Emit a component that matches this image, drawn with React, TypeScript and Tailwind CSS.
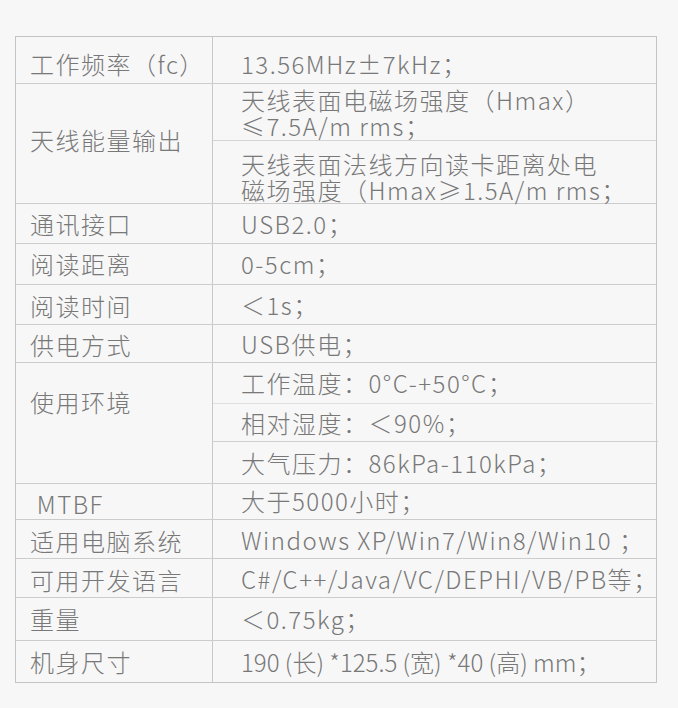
const font = {
  fontFamily: '"Noto Sans CJK SC", "Noto Sans", sans-serif',
};

type Row = {
  label: string;
  h: number;
  labelClass?: string;
  values: { text: string[]; h: number; className?: string; line?: string }[];
};

const rows: Row[] = [
  { label: '工作频率（fc）', h: 47, labelClass: 'pt-[8px]', values: [{ text: ['13.56MHz±7kHz；'], h: 47, className: 'pt-[8px]' }] },
  {
    label: '天线能量输出',
    h: 120,
    labelClass: 'pb-[8px]',
    values: [
      { text: ['天线表面电磁场强度（Hmax）', '≤7.5A/m rms；'], h: 57, className: 'pt-[1px]' },
      { text: ['天线表面法线方向读卡距离处电', '磁场强度（Hmax≥1.5A/m rms；'], h: 63, className: 'pt-[9px]', line: 'border-[#d4d4d4]' },
    ],
  },
  { label: '通讯接口', h: 40, values: [{ text: ['USB2.0；'], h: 40 }] },
  { label: '阅读距离', h: 41, values: [{ text: ['0-5cm；'], h: 41 }] },
  { label: '阅读时间', h: 40, labelClass: 'pt-[2px]', values: [{ text: ['＜1s；'], h: 40 }] },
  { label: '供电方式', h: 38, labelClass: 'pt-[2px]', values: [{ text: ['USB供电；'], h: 38 }] },
  {
    label: '使用环境',
    h: 121,
    labelClass: 'pb-[42px]',
    values: [
      { text: ['工作温度：0°C-+50°C；'], h: 41 },
      { text: ['相对湿度：＜90%；'], h: 38, line: 'border-[#e0e0e0] mr-[3px]' },
      { text: ['大气压力：86kPa-110kPa；'], h: 42, line: 'border-[#cfcfcf] -mr-[2px]' },
    ],
  },
  { label: ' MTBF', h: 36, labelClass: 'pt-[4px] pl-[8px]', values: [{ text: ['大于5000小时；'], h: 36, className: 'pb-[2px]' }] },
  { label: '适用电脑系统', h: 39, labelClass: 'pt-[4px]', values: [{ text: ['Windows XP/Win7/Win8/Win10 ；'], h: 39, className: 'pt-[2px]' }] },
  { label: '可用开发语言', h: 39, labelClass: 'pt-[4px]', values: [{ text: ['C#/C++/Java/VC/DEPHI/VB/PB等；'], h: 39, className: 'pt-[2px]' }] },
  { label: '重量', h: 43, values: [{ text: ['＜0.75kg；'], h: 43 }] },
  { label: '机身尺寸', h: 42, values: [{ text: ['190 (长) *125.5 (宽) *40 (高) mm；'], h: 42, className: 'tracking-[0px]' }] },
];

export default function App() {
  return (
    <div className="w-[678px] h-[708px] bg-[#f7f7f7] pt-[36px] pl-[15px]" style={font}>
      <div className="w-[642px] border border-[#c4c4c4] text-[#787878] font-light text-[24px] tracking-[1.5px]">
        {rows.map((row, i) => (
          <div
            key={row.label}
            className={`flex ${i > 0 ? 'border-t border-[#cccccc]' : ''}`}
            style={{ height: row.h - (i > 0 ? 0 : 1) }}
          >
            <div className={`w-[197px] shrink-0 border-r border-[#c8c8c8] flex items-center pl-[14px] whitespace-pre ${row.labelClass ?? ''}`}>
              {row.label}
            </div>
            <div className="flex-1 flex flex-col">
              {row.values.map((v, j) => (
                <div
                  key={j}
                  className={`flex flex-col justify-center pl-[28px] leading-[26px] ${j > 0 ? `border-t ${v.line ?? 'border-[#cccccc]'}` : ''} ${v.className ?? ''}`}
                  style={{ height: v.h - (j > 0 ? 0 : 1) }}
                >
                  {v.text.map((t) => (
                    <span key={t} className="whitespace-nowrap">{t}</span>
                  ))}
                </div>
              ))}
            </div>
          </div>
        ))}
      </div>
    </div>
  );
}
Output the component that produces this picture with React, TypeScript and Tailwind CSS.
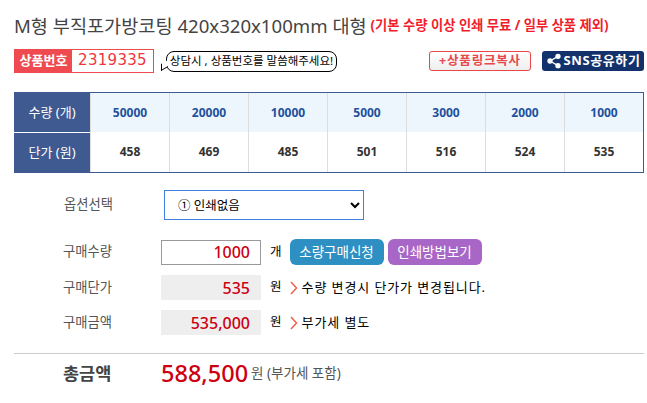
import { Share2 } from 'lucide-react';

const kr = "font-['Noto_Sans','Noto_Sans_CJK_KR',sans-serif]";

const quantities = ['50000', '20000', '10000', '5000', '3000', '2000', '1000'];
const prices = ['458', '469', '485', '501', '516', '524', '535'];

function Chevron() {
  return (
    <svg width="8" height="14" viewBox="0 0 8 14" className="shrink-0">
      <path d="M1 1l5.5 6L1 13" fill="none" stroke="#f0604a" strokeWidth="1.5" />
    </svg>
  );
}

function Row({ label, children }: { label: string; children: React.ReactNode }) {
  return (
    <div className="flex items-center">
      <span className="w-[147px] pl-[49px] text-[13.3px] text-[#555]">{label}</span>
      {children}
    </div>
  );
}

export default function App() {
  return (
    <div className={`w-[647px] h-[403px] overflow-hidden bg-white pl-[14px] pr-[3px] pt-[14px] ${kr}`}>
      {/* Title */}
      <div className="flex items-center h-[24px] whitespace-nowrap">
        <span className="text-[18.6px] text-[#444]">M형 부직포가방코팅 420x320x100mm 대형</span>
        <span className="ml-[4px] text-[13.3px] font-bold text-[#f01e2c]">(기본 수량 이상 인쇄 무료 / 일부 상품 제외)</span>
      </div>

      {/* Product number + actions */}
      <div className="flex items-center mt-[11px] h-[24px]">
        <div className="flex h-[24px] w-[140px] border border-[#ef4a4f]">
          <span className="flex w-[57px] items-center justify-center bg-[#ef4a4f] text-[13px] font-bold text-white">상품번호</span>
          <span className="flex-1 text-center font-['DejaVu_Sans',sans-serif] text-[15px] leading-[21px] tracking-[0.3px] text-[#f0353f]">2319335</span>
        </div>
        <div className="relative ml-[12px] flex h-[21px] w-[171px] items-center justify-center rounded-[8px] border border-black text-[11.5px] text-black">
          <span className="absolute left-[-6px] bottom-[2px] h-[7px] w-[7px] bg-white border-l border-b border-black skew-y-[-30deg]" />
          상담시 , 상품번호를 말씀해주세요!
        </div>
        <div className="ml-auto flex h-[20px] w-[102px] items-center justify-center rounded-[3px] border border-[#e8474c] bg-gradient-to-b from-white to-[#eeeeee] text-[12.5px] font-bold tracking-[0.8px] text-[#e8474c]">
          +상품링크복사
        </div>
        <div className="ml-[11px] flex h-[20px] w-[102px] items-center justify-center gap-[2px] rounded-[3px] bg-[#13326b] text-[13px] font-bold tracking-[0.6px] text-white">
          <Share2 size={16} fill="white" strokeWidth={2} />
          SNS공유하기
        </div>
      </div>

      {/* Price table */}
      <div className="mt-[19px] flex w-[630px] border-y border-[#3e5a90] text-[12px] font-bold">
        <div className="w-[76px] shrink-0 bg-[#3e5a90] text-[13px] font-normal text-white">
          <div className="flex h-[39px] items-center justify-center">수량 (개)</div>
          <div className="flex h-[40px] items-center justify-center border-t border-white">단가 (원)</div>
        </div>
        <div className="grid flex-1 grid-cols-7 border-r border-[#3e5a90]">
          {quantities.map((q) => (
            <div key={q} className="flex h-[39px] items-center justify-center border-l border-[#dddddd] bg-[#edf6fd] text-[#22509c]">{q}</div>
          ))}
          {prices.map((p) => (
            <div key={p} className="flex h-[40px] items-center justify-center border-l border-[#dddddd] text-[#333]">{p}</div>
          ))}
        </div>
      </div>

      {/* Option */}
      <div className="mt-[17px] flex items-center">
        <span className="w-[150px] pl-[50px] text-[13.3px] text-[#555]">옵션선택</span>
        <select className={`h-[30px] w-[200px] border border-[#3f7fe0] bg-white pl-[9px] text-[12.5px] text-black ${kr}`} defaultValue="1">
          <option value="1">① 인쇄없음</option>
        </select>
      </div>

      {/* Purchase rows */}
      <div className="mt-[19px] flex flex-col gap-[10px]">
        <Row label="구매수량">
          <div className="flex h-[25px] w-[100px] items-center justify-end border border-[#999] pr-[10px] text-[16px] font-medium text-[#cc0011]">1000</div>
          <span className="ml-[9px] text-[12.5px] text-black">개</span>
          <span className="ml-[8px] flex h-[26px] w-[94px] items-center justify-center rounded-[6px] bg-[#2e8fc2] text-[13.5px] text-white">소량구매신청</span>
          <span className="ml-[4px] flex h-[26px] w-[94px] items-center justify-center rounded-[6px] bg-[#a867c6] text-[13.5px] text-white">인쇄방법보기</span>
        </Row>
        <Row label="구매단가">
          <div className="flex h-[25px] w-[100px] items-center justify-end bg-[#eeeeee] pr-[11px] text-[16px] font-medium text-[#cc0011]">535</div>
          <span className="ml-[9px] text-[12.5px] text-black">원</span>
          <span className="ml-[8px] mr-[4px]"><Chevron /></span>
          <span className="text-[13px] tracking-[0.9px] text-black">수량 변경시 단가가 변경됩니다.</span>
        </Row>
        <Row label="구매금액">
          <div className="flex h-[25px] w-[100px] items-center justify-end bg-[#eeeeee] pr-[11px] text-[16px] font-medium text-[#cc0011]">535,000</div>
          <span className="ml-[9px] text-[12.5px] text-black">원</span>
          <span className="ml-[8px] mr-[4px]"><Chevron /></span>
          <span className="text-[13px] tracking-[0.9px] text-black">부가세 별도</span>
        </Row>
      </div>

      {/* Total */}
      <div className="mt-[18px] flex h-[40px] w-[630px] items-center border-t border-[#cccccc]">
        <span className="w-[147px] pl-[49px] text-[17.5px] font-bold text-[#444]">총금액</span>
        <span className="text-[23.5px] font-medium text-[#cc0011]">588,500</span>
        <span className="ml-[3px] text-[13.5px] text-[#555]">원 (부가세 포함)</span>
      </div>
    </div>
  );
}
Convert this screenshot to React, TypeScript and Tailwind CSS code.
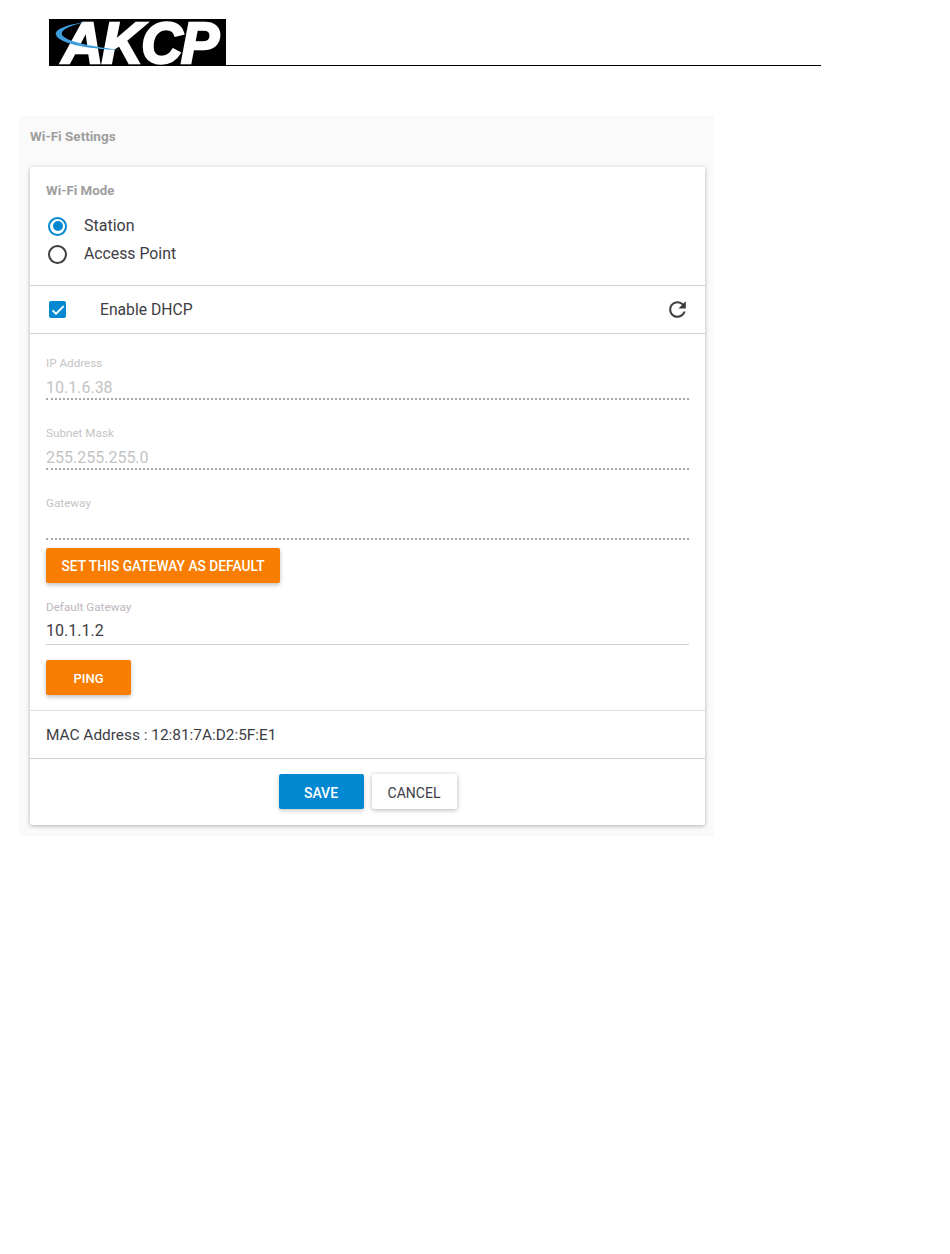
function Logo() {
  return (
    <div className="relative w-[177px] h-[47px] bg-black">
      <span className="block pl-[13px] pt-[1px] text-[57px] leading-[46px] font-bold italic text-white font-['Liberation_Sans',sans-serif] tracking-[-1.5px] whitespace-nowrap [-webkit-text-stroke:2.5px_white]">
        AKCP
      </span>
      <svg className="absolute left-0 top-0" width="177" height="47" viewBox="0 0 177 47" fill="none">
        <path d="M36 3 C16 6 5 11 7 16 C10 24 35 30 72 31 C45 28 18 23 13 16 C11 11 20 7 36 3 Z" fill="#3f9ddc" />
      </svg>
    </div>
  );
}

function Field({ label, value, disabled }: { label: string; value?: string; disabled?: boolean }) {
  return (
    <div>
      <div className={`text-[11.7px] leading-[14px] ${disabled ? 'h-[15px] text-[#c4c4c4]' : 'text-[#bdb6bd]'}`}>{label}</div>
      <div
        className={`pt-[6px] text-base leading-[22px] ${
          disabled
            ? 'h-[29px] text-[#c2c4c6] border-b-2 border-dotted border-[#a8a8a8]'
            : 'h-[31px] text-[#3d3d45] border-b border-[#cfcfcf]'
        }`}
      >
        {value}
      </div>
    </div>
  );
}

export default function App() {
  return (
    <div className="min-h-[1254px] bg-white font-['Roboto',sans-serif] text-[#3d3d45]">
      <div className="flex pl-[49px] pt-[19px]">
        <Logo />
        <div className="w-[595px] h-[47px] border-b border-black" />
      </div>

      <div className="mt-[50px] ml-[19px] w-[695px] h-[720px] bg-[#fafafa] pl-[11px] pr-[9px]">
        <div className="h-[51px] pt-[11px] text-[13.5px] leading-[18px] font-bold text-[#9e9e9e]">Wi-Fi Settings</div>

        <div className="bg-white rounded-[2px] shadow-[0_1px_4px_rgba(0,0,0,0.3)]">
          <div className="h-[119px] px-4 pt-[16px] border-b border-[#d0d0d0]">
            <div className="text-[13.3px] leading-4 font-bold text-[#9e9e9e]">Wi-Fi Mode</div>
            <div className="mt-[13px] flex items-center h-7">
              <span className="ml-[2px] w-[19px] h-[19px] rounded-full border-2 border-[#0288d1] flex items-center justify-center">
                <span className="w-[10px] h-[10px] rounded-full bg-[#0288d1]" />
              </span>
              <span className="ml-[17px] text-base">Station</span>
            </div>
            <div className="flex items-center h-7">
              <span className="ml-[2px] w-[19px] h-[19px] rounded-full border-2 border-[#3d3d3d]" />
              <span className="ml-[17px] text-[15.8px]">Access Point</span>
            </div>
          </div>

          <div className="h-[48px] pl-[19px] pr-[15px] flex items-center border-b border-[#d0d0d0]">
            <span className="w-[17px] h-[17px] rounded-[2px] bg-[#0288d1] flex items-center justify-center">
              <svg width="16" height="16" viewBox="0 0 24 24" fill="white">
                <path d="M9 16.17L4.83 12l-1.42 1.41L9 19 21 7l-1.41-1.41z" stroke="white" strokeWidth="1" />
              </svg>
            </span>
            <span className="ml-[34px] mt-[1px] text-[15.7px] flex-1">Enable DHCP</span>
            <svg width="25" height="25" viewBox="0 0 24 24" fill="#3d3d3d">
              <path d="M17.65 6.35C16.2 4.9 14.21 4 12 4c-4.42 0-7.99 3.58-7.99 8s3.57 8 7.99 8c3.73 0 6.84-2.55 7.73-6h-2.08c-.82 2.33-3.04 4-5.65 4-3.31 0-6-2.69-6-6s2.69-6 6-6c1.66 0 3.14.69 4.22 1.78L13 11h7V4l-2.35 2.35z" />
            </svg>
          </div>

          <div className="h-[377px] px-4 pt-[22px] border-b border-[#e0e0e0]">
            <div className="flex flex-col gap-[26px]">
              <Field label="IP Address" value="10.1.6.38" disabled />
              <Field label="Subnet Mask" value="255.255.255.0" disabled />
              <Field label="Gateway" disabled />
            </div>
            <button className="mt-2 pt-[2px] h-[35px] w-[234px] rounded-[2px] bg-[#f97d00] text-white text-[13.75px] font-medium shadow-[0_2px_4px_rgba(0,0,0,0.25)]">
              SET THIS GATEWAY AS DEFAULT
            </button>
            <div className="mt-[17px]">
              <Field label="Default Gateway" value="10.1.1.2" />
            </div>
            <button className="mt-[15px] pt-[2px] h-[35px] w-[85px] rounded-[2px] bg-[#f97d00] text-white text-[13px] font-medium shadow-[0_2px_4px_rgba(0,0,0,0.25)]">
              PING
            </button>
          </div>

          <div className="h-[48px] px-4 pt-[2px] flex items-center text-[15.4px] border-b border-[#d0d0d0]">
            MAC Address : 12:81:7A:D2:5F:E1
          </div>

          <div className="h-[66px] flex justify-center gap-2 pt-[15px]">
            <button className="pt-[2px] h-[35px] w-[85px] rounded-[2px] bg-[#0288d1] text-white text-sm font-medium shadow-[0_2px_4px_rgba(0,0,0,0.2)]">
              SAVE
            </button>
            <button className="pt-[2px] h-[35px] w-[85px] rounded-[2px] bg-white text-[#3d3d45] text-sm shadow-[0_1px_5px_rgba(0,0,0,0.3)]">
              CANCEL
            </button>
          </div>
        </div>
      </div>
    </div>
  );
}
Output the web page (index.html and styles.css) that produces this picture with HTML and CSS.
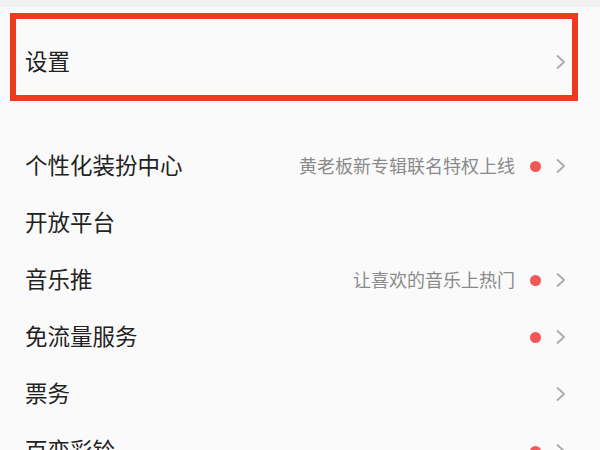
FILE: index.html
```html
<!DOCTYPE html>
<html lang="zh-CN">
<head>
<meta charset="utf-8">
<link rel="stylesheet" href="styles.css">
</head>
<body>
<div class="topbar"></div>
<div class="group group-settings">
  <div class="row">
    <span class="label">设置</span>
    <span class="right">
      <svg class="chev" width="10" height="14" viewBox="0 0 10 14"><polyline points="1.5,1 8,7 1.5,13" fill="none" stroke="#aaaaaa" stroke-width="1.8" stroke-linecap="round" stroke-linejoin="round"/></svg>
    </span>
  </div>
  <div class="highlight"></div>
</div>
<div class="group group-list">
  <div class="row">
    <span class="label">个性化装扮中心</span>
    <span class="right">
      <span class="sub">黄老板新专辑联名特权上线</span>
      <span class="dot"></span>
      <svg class="chev" width="10" height="14" viewBox="0 0 10 14"><polyline points="1.5,1 8,7 1.5,13" fill="none" stroke="#aaaaaa" stroke-width="1.8" stroke-linecap="round" stroke-linejoin="round"/></svg>
    </span>
  </div>
  <div class="row">
    <span class="label">开放平台</span>
  </div>
  <div class="row">
    <span class="label">音乐推</span>
    <span class="right">
      <span class="sub">让喜欢的音乐上热门</span>
      <span class="dot"></span>
      <svg class="chev" width="10" height="14" viewBox="0 0 10 14"><polyline points="1.5,1 8,7 1.5,13" fill="none" stroke="#aaaaaa" stroke-width="1.8" stroke-linecap="round" stroke-linejoin="round"/></svg>
    </span>
  </div>
  <div class="row">
    <span class="label">免流量服务</span>
    <span class="right">
      <span class="dot"></span>
      <svg class="chev" width="10" height="14" viewBox="0 0 10 14"><polyline points="1.5,1 8,7 1.5,13" fill="none" stroke="#aaaaaa" stroke-width="1.8" stroke-linecap="round" stroke-linejoin="round"/></svg>
    </span>
  </div>
  <div class="row">
    <span class="label">票务</span>
    <span class="right">
      <svg class="chev" width="10" height="14" viewBox="0 0 10 14"><polyline points="1.5,1 8,7 1.5,13" fill="none" stroke="#aaaaaa" stroke-width="1.8" stroke-linecap="round" stroke-linejoin="round"/></svg>
    </span>
  </div>
  <div class="row">
    <span class="label">百变彩铃</span>
    <span class="right">
      <span class="dot"></span>
      <svg class="chev" width="10" height="14" viewBox="0 0 10 14"><polyline points="1.5,1 8,7 1.5,13" fill="none" stroke="#aaaaaa" stroke-width="1.8" stroke-linecap="round" stroke-linejoin="round"/></svg>
    </span>
  </div>
</div>
</body>
</html>
```

FILE: styles.css
```css
html, body {
  margin: 0;
  padding: 0;
}
body {
  width: 600px;
  height: 450px;
  overflow: hidden;
  background: #fafafa;
  font-family: "Noto Sans CJK SC", "Noto Sans", sans-serif;
  color: #222222;
}
.topbar {
  height: 7px;
  background: #f1f1f1;
}
.group {
  position: relative;
}
.group-settings {
  padding-top: 25px;
}
.group-list {
  margin-top: 47px;
}
.row {
  height: 57px;
  display: flex;
  align-items: center;
  justify-content: space-between;
  padding: 0 34px 0 25px;
}
.label {
  font-size: 22.5px;
  line-height: 1;
  color: #222222;
}
.right {
  display: flex;
  align-items: center;
  padding-top: 3px;
}
.sub {
  font-size: 18px;
  line-height: 1;
  color: #8a8a8a;
  margin-right: 15px;
  margin-top: -3px;
}
.dot {
  width: 11px;
  height: 11px;
  border-radius: 50%;
  background: #f25757;
  margin-right: 15px;
}
.chev {
  display: block;
}
.highlight {
  position: absolute;
  left: 10px;
  top: 6px;
  width: 556px;
  height: 76px;
  border: 6px solid #ef3a1e;
}
```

● What is required: Report each line of the material above where the word "that" appears.

● Written solution:
Emit a component that matches this image, drawn with React, TypeScript and Tailwind CSS.
Output the component that produces this picture with React, TypeScript and Tailwind CSS.
Output the web page (index.html and styles.css) that produces this picture with HTML and CSS.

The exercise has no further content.